Provided material>

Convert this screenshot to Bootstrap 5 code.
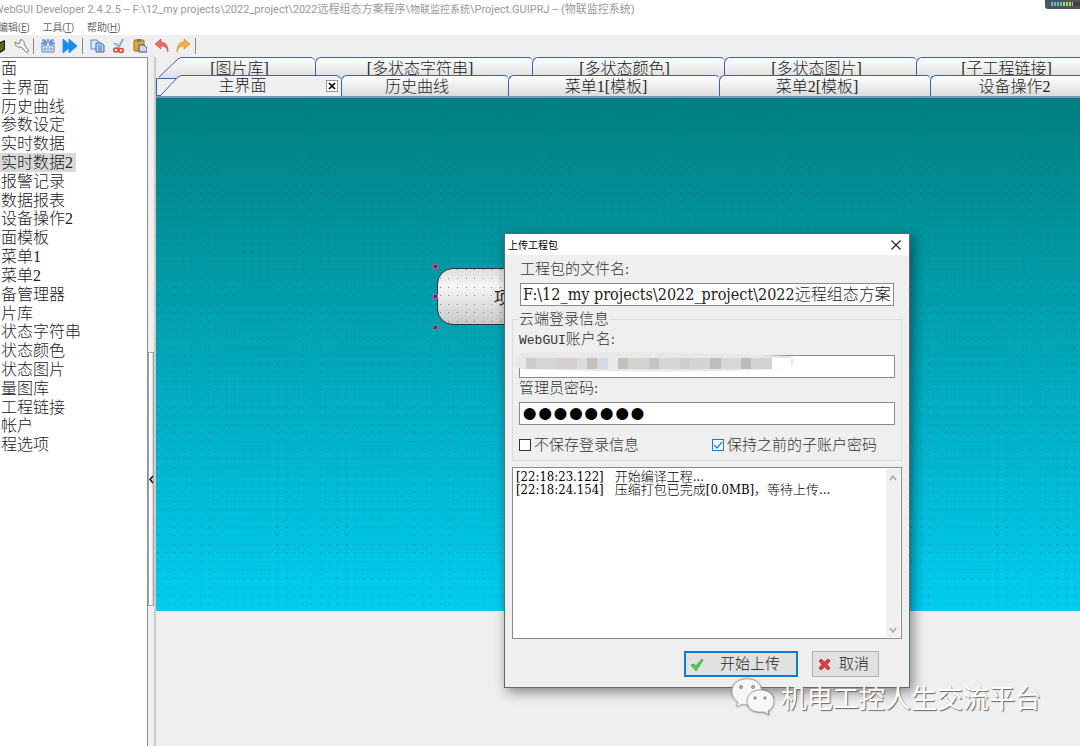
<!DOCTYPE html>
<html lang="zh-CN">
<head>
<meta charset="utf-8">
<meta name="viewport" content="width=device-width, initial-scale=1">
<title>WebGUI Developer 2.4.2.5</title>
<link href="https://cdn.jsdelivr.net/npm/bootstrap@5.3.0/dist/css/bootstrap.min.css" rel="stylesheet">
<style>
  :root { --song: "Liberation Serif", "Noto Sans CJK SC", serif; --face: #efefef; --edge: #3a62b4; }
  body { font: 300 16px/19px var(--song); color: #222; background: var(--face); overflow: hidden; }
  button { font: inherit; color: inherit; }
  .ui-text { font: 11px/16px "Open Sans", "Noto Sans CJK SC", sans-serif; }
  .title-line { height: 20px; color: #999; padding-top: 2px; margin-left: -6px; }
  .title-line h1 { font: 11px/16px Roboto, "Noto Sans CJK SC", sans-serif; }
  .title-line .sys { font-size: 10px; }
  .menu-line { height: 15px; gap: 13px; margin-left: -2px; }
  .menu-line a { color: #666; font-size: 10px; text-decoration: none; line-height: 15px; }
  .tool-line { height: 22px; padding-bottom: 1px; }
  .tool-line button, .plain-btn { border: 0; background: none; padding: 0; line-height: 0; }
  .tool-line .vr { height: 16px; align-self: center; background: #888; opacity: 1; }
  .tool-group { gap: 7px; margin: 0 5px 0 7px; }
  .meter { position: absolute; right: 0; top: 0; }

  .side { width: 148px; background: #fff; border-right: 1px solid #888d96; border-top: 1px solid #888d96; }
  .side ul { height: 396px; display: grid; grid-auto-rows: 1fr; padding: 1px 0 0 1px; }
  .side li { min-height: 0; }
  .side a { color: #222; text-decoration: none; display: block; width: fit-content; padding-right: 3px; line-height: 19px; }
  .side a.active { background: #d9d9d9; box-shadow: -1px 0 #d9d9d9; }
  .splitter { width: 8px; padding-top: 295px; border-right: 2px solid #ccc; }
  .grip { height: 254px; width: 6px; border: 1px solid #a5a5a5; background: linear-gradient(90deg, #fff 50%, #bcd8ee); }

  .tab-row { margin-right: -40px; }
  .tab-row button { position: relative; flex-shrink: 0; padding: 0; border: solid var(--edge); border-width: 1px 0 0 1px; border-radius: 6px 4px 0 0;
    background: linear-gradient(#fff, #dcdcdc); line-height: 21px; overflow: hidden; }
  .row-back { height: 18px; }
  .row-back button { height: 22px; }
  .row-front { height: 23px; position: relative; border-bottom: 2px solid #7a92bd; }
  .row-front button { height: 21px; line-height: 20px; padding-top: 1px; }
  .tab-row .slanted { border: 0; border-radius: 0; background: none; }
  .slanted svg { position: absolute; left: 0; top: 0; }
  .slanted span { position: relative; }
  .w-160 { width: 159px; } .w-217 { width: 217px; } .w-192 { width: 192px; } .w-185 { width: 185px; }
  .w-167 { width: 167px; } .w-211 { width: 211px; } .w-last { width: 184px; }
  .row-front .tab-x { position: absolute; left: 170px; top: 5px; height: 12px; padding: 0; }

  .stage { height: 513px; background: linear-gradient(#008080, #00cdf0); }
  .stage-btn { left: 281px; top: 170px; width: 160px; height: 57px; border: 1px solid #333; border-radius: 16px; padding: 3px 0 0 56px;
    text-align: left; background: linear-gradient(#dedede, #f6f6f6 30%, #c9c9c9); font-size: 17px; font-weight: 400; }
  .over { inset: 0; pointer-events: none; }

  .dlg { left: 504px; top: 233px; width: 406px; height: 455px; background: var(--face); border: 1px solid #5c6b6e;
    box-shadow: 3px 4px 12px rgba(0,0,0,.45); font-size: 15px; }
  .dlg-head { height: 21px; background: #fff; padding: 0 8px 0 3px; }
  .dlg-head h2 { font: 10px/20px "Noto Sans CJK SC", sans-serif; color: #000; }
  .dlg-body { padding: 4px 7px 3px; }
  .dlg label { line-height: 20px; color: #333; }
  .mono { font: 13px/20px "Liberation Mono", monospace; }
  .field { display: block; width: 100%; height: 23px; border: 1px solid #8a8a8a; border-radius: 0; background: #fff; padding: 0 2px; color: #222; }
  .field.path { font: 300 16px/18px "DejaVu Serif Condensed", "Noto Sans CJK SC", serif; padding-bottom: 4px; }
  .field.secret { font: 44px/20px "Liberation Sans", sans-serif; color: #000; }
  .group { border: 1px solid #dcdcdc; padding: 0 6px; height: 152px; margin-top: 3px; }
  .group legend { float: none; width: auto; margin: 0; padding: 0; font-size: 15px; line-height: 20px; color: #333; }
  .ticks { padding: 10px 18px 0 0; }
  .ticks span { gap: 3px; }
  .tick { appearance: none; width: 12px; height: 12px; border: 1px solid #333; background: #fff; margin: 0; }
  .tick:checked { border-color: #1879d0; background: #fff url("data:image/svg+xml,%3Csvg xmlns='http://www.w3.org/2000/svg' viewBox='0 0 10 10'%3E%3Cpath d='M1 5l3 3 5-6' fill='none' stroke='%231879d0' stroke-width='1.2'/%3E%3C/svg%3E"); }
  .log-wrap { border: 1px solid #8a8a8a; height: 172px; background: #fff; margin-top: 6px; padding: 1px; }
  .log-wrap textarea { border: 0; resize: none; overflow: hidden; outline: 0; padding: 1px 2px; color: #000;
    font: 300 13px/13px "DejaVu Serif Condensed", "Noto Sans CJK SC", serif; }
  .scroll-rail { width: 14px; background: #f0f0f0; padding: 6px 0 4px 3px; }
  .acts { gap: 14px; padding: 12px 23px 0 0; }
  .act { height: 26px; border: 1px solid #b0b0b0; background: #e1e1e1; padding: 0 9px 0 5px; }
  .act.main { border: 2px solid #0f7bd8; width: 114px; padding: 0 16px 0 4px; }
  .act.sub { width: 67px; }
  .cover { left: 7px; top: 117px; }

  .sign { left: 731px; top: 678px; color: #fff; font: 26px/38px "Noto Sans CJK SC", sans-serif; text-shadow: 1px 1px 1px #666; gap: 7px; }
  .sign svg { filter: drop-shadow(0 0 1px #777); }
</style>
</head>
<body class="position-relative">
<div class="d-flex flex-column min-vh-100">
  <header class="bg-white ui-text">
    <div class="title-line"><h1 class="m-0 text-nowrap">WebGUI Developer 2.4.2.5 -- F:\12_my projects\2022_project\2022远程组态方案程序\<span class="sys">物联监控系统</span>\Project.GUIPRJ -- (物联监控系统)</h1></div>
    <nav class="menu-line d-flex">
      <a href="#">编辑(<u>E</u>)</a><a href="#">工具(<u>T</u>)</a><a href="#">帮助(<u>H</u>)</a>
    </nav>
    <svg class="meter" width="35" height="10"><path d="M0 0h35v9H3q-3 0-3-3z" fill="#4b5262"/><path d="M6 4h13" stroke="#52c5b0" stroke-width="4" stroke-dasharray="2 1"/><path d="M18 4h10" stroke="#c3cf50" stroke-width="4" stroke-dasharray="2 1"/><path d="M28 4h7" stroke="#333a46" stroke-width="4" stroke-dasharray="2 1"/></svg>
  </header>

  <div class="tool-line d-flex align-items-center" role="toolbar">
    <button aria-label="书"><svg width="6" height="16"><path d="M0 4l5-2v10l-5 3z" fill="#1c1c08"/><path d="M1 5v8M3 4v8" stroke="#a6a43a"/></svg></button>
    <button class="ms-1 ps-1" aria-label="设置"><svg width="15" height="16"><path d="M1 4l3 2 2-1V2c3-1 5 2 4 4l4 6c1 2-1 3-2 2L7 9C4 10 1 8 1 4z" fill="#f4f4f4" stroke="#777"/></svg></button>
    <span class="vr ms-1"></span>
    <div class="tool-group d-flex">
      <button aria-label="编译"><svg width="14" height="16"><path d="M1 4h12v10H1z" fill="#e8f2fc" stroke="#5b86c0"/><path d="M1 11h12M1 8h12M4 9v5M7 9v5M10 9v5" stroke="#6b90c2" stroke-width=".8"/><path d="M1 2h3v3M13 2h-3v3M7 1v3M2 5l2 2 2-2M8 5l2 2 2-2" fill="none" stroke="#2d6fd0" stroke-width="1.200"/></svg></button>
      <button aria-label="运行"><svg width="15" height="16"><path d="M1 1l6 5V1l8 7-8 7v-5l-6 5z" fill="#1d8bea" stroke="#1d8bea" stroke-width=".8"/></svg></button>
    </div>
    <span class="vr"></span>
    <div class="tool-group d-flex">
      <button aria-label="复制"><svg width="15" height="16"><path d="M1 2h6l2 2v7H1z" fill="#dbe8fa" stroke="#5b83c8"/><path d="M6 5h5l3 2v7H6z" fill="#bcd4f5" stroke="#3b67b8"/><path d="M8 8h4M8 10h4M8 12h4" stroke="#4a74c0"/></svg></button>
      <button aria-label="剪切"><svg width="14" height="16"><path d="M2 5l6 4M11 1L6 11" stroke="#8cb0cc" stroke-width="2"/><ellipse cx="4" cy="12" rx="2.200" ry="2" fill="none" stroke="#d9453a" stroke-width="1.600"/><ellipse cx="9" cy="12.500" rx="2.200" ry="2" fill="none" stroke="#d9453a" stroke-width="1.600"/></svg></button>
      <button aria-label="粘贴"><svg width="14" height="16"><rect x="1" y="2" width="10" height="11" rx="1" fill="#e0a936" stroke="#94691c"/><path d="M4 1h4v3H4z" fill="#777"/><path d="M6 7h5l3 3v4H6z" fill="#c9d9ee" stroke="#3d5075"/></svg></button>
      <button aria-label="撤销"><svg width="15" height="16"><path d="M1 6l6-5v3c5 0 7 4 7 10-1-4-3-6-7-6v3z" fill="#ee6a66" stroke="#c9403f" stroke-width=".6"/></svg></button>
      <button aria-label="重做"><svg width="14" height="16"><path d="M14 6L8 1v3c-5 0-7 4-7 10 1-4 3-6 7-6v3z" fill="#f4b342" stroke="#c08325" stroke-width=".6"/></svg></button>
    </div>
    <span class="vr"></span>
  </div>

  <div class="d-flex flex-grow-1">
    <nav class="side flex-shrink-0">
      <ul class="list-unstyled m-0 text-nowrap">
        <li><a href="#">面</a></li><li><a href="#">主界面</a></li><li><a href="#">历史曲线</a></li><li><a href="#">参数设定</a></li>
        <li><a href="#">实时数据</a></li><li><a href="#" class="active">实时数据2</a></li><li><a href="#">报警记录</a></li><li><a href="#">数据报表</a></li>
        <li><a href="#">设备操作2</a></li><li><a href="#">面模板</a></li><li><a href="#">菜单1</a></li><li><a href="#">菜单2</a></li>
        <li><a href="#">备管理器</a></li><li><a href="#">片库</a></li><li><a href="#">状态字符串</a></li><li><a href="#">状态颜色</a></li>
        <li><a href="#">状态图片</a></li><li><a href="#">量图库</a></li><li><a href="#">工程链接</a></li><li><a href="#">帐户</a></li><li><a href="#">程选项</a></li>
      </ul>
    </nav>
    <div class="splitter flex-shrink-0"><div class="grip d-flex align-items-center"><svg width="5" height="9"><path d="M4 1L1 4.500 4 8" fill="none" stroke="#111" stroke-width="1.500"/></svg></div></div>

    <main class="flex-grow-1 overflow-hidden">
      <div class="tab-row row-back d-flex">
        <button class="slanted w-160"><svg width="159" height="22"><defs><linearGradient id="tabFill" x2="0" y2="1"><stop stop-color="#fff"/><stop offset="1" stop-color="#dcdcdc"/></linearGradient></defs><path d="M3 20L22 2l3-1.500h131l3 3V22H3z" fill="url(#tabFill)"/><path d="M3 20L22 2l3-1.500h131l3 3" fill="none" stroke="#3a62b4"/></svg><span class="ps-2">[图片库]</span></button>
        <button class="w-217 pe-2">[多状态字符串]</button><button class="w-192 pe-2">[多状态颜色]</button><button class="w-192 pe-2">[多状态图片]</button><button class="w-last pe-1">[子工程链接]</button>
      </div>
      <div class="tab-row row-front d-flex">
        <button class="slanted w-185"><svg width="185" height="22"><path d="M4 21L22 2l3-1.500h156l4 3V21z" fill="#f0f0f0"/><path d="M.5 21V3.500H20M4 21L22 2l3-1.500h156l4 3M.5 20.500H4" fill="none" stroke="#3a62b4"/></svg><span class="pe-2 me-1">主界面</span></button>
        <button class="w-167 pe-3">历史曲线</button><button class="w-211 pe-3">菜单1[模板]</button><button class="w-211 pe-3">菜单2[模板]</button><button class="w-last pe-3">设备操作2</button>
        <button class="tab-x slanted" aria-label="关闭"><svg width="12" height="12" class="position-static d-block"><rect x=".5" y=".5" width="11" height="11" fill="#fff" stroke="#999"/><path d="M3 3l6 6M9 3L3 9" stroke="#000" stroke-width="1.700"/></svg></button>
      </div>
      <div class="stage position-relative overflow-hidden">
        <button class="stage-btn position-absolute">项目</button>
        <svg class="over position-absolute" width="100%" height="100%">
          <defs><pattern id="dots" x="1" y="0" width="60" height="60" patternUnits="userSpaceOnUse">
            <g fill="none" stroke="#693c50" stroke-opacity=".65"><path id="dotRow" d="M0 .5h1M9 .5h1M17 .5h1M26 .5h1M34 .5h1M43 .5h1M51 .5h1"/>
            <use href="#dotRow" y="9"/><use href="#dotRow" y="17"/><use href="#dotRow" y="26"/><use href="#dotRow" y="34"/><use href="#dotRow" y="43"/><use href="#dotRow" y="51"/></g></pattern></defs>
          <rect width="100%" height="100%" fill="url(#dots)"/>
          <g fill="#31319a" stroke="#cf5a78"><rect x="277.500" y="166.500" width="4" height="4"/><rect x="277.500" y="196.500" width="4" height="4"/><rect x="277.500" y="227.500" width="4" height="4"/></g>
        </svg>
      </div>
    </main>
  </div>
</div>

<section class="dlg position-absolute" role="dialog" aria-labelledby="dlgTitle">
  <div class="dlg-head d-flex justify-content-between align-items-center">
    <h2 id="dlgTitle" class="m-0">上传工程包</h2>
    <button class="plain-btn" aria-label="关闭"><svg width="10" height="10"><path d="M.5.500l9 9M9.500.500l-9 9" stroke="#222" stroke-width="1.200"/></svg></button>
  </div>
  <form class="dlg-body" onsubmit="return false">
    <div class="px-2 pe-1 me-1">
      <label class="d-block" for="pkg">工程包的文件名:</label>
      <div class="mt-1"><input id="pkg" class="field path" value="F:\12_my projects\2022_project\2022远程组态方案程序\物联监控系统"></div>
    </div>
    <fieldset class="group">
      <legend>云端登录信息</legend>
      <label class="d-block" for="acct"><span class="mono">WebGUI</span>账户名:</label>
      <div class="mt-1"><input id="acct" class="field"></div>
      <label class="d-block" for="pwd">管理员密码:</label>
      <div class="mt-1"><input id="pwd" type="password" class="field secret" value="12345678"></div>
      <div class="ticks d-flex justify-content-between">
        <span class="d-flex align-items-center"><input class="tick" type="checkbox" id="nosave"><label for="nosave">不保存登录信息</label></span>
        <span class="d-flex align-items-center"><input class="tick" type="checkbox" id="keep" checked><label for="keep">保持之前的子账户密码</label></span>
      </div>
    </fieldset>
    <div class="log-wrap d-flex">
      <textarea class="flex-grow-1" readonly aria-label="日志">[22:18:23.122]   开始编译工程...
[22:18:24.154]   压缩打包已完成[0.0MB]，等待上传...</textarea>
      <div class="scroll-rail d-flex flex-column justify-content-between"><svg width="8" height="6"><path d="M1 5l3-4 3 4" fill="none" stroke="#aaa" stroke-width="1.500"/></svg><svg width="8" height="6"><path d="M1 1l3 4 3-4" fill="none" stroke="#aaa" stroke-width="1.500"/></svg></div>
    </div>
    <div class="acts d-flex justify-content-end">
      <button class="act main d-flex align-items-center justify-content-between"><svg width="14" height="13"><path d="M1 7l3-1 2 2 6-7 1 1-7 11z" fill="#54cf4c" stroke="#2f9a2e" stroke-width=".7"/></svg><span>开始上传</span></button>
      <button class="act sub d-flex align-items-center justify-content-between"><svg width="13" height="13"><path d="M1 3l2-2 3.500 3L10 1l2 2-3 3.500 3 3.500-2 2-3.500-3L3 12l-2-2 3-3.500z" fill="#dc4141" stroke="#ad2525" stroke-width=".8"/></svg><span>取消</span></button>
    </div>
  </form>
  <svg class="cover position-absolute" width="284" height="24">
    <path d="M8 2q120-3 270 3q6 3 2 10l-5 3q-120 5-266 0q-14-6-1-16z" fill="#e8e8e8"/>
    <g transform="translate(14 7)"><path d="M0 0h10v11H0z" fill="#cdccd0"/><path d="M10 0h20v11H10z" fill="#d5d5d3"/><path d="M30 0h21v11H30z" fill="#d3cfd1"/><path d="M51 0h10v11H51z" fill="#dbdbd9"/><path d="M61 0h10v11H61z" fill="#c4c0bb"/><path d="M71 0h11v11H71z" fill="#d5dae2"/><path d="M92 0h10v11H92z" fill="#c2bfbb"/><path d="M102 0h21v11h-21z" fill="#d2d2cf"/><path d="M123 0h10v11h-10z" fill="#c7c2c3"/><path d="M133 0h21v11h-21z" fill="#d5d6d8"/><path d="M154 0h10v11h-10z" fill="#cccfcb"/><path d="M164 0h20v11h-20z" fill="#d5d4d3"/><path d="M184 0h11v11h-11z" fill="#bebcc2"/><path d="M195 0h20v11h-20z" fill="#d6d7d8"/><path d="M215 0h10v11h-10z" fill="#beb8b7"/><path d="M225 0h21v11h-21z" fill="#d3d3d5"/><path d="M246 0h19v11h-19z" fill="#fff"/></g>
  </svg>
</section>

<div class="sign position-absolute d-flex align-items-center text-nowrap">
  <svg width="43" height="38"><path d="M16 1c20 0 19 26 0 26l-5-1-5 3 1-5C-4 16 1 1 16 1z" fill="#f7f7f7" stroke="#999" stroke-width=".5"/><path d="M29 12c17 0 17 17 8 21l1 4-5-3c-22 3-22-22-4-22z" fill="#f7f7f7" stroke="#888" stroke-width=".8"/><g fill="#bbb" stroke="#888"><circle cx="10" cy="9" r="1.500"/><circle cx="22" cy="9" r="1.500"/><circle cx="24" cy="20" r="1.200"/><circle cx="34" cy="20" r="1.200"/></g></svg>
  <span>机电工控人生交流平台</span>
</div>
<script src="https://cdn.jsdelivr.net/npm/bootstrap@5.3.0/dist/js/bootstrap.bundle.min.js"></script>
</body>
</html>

Your goal> Repeat only what lies between the start of the data and the end of the line containing "absolute; right: 0;", exactly, with pictures left out.

Response to this task>
Convert this screenshot to Bootstrap 5 code.
<!DOCTYPE html>
<html lang="zh-CN">
<head>
<meta charset="utf-8">
<meta name="viewport" content="width=device-width, initial-scale=1">
<title>WebGUI Developer 2.4.2.5</title>
<link href="https://cdn.jsdelivr.net/npm/bootstrap@5.3.0/dist/css/bootstrap.min.css" rel="stylesheet">
<style>
  :root { --song: "Liberation Serif", "Noto Sans CJK SC", serif; --face: #efefef; --edge: #3a62b4; }
  body { font: 300 16px/19px var(--song); color: #222; background: var(--face); overflow: hidden; }
  button { font: inherit; color: inherit; }
  .ui-text { font: 11px/16px "Open Sans", "Noto Sans CJK SC", sans-serif; }
  .title-line { height: 20px; color: #999; padding-top: 2px; margin-left: -6px; }
  .title-line h1 { font: 11px/16px Roboto, "Noto Sans CJK SC", sans-serif; }
  .title-line .sys { font-size: 10px; }
  .menu-line { height: 15px; gap: 13px; margin-left: -2px; }
  .menu-line a { color: #666; font-size: 10px; text-decoration: none; line-height: 15px; }
  .tool-line { height: 22px; padding-bottom: 1px; }
  .tool-line button, .plain-btn { border: 0; background: none; padding: 0; line-height: 0; }
  .tool-line .vr { height: 16px; align-self: center; background: #888; opacity: 1; }
  .tool-group { gap: 7px; margin: 0 5px 0 7px; }
  .meter { position: absolute; right: 0; top: 0; }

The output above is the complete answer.